Shunned by most parties over charges of fraud in a 2 million euro EU subsidy case he says is a plot, Babis is now negotiating a coalition with the centre-left Social Democrats that would also lean on Communist votes.


The Communists’ limited role, with no cabinet seats, would not bring the kind of changes to core policies that have sparked conflict between the EU and Hungary and Poland, but would still anger many Czechs who suffered under their rule.


The current Communist rank and file, with average age well over 70, are nostalgic about life behind the Iron Curtain, and the party pledges to fight global capitalism and leave Nato.


“Security threats do not come from the east, security is under threat from those who commit aggressive attacks against sovereign countries in violation of international law as the United States, Britain and France have done in Syria,” party leader Vojtech Filip said at a party congress on April 21.


The Communists would like to end EU sanctions on Russia and follow Moscow’s line on Ukraine: party officials have travelled to separatist-controlled Donbass and Crimea.

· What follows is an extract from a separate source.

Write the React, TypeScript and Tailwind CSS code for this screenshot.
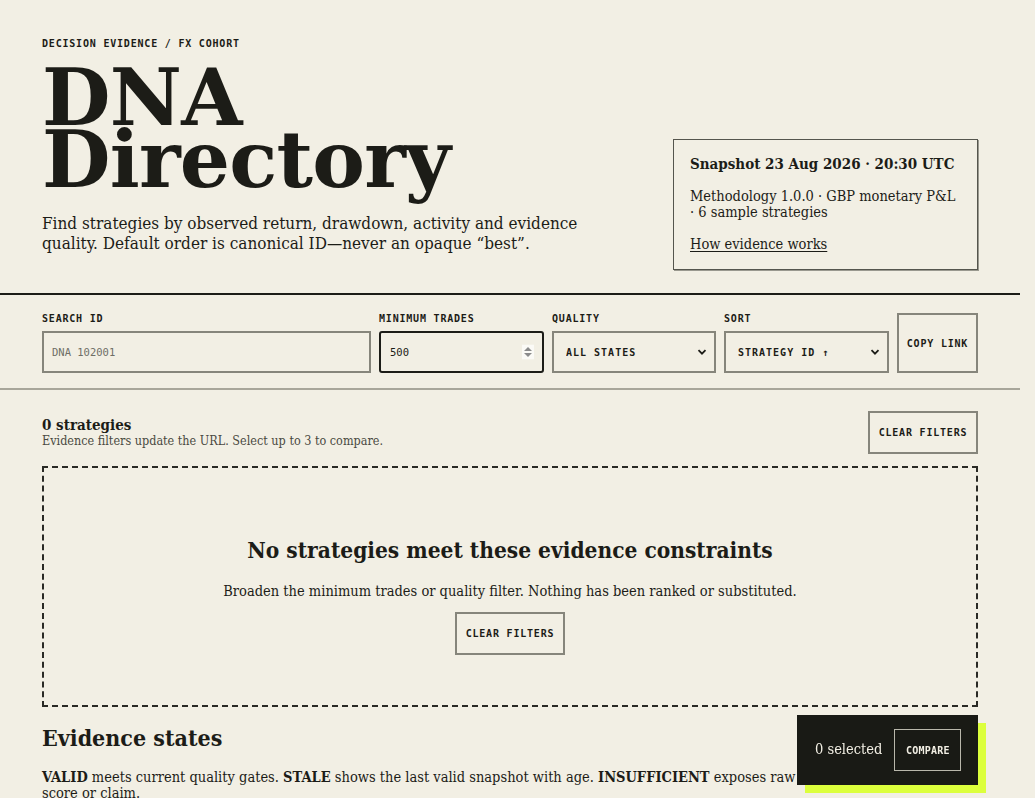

They oppose Czech participation in military missions lacking UN approval — which means any opposed by Russia as permanent UN Security Council member.


The Czechs have hundreds of troops in Afghanistan, Iraq and elsewhere, a number Babis’s cabinet aims to boost this year by several hundred.


The Czechs also plan to help protect Nato airspace in the Baltic.


“We have an elevated sensitivity to any pressure for escalation of tensions towards the post-Soviet region, we would have to react very strongly to anything like that,” Communist member of parliament Jiri Dolejs said.


The Communists also criticised Babis’s government for handing a suspected Russian hacker in March to the


United States, and for expelling Russian diplomats after the attack on a former Russian spy in Britain.


It is unclear what concessions the Communists would secure from the two coalition parties, but their influence will be limited by their waning popularity.


They scored their worst post-Communist election result, 7.8 per cent, in October, bleeding half of their votes to the far-right and to Babis.


“They have become very pragmatic over the last two decades,” said Lubomir Kopecek, political science professor at the Masaryk University.


“The request to leave Nato does not appear in the talks... A large part of the party’s elite wants to experience some recognition at the end of their political careers.”


A senior source from one of the negotiating parties said the Communists would be satisfied with positions in administration and state-owned firms.


In foreign policy, the government could seek support elsewhere in parliament.


Dolejs said the party wanted to have a say on issues such as social benefits.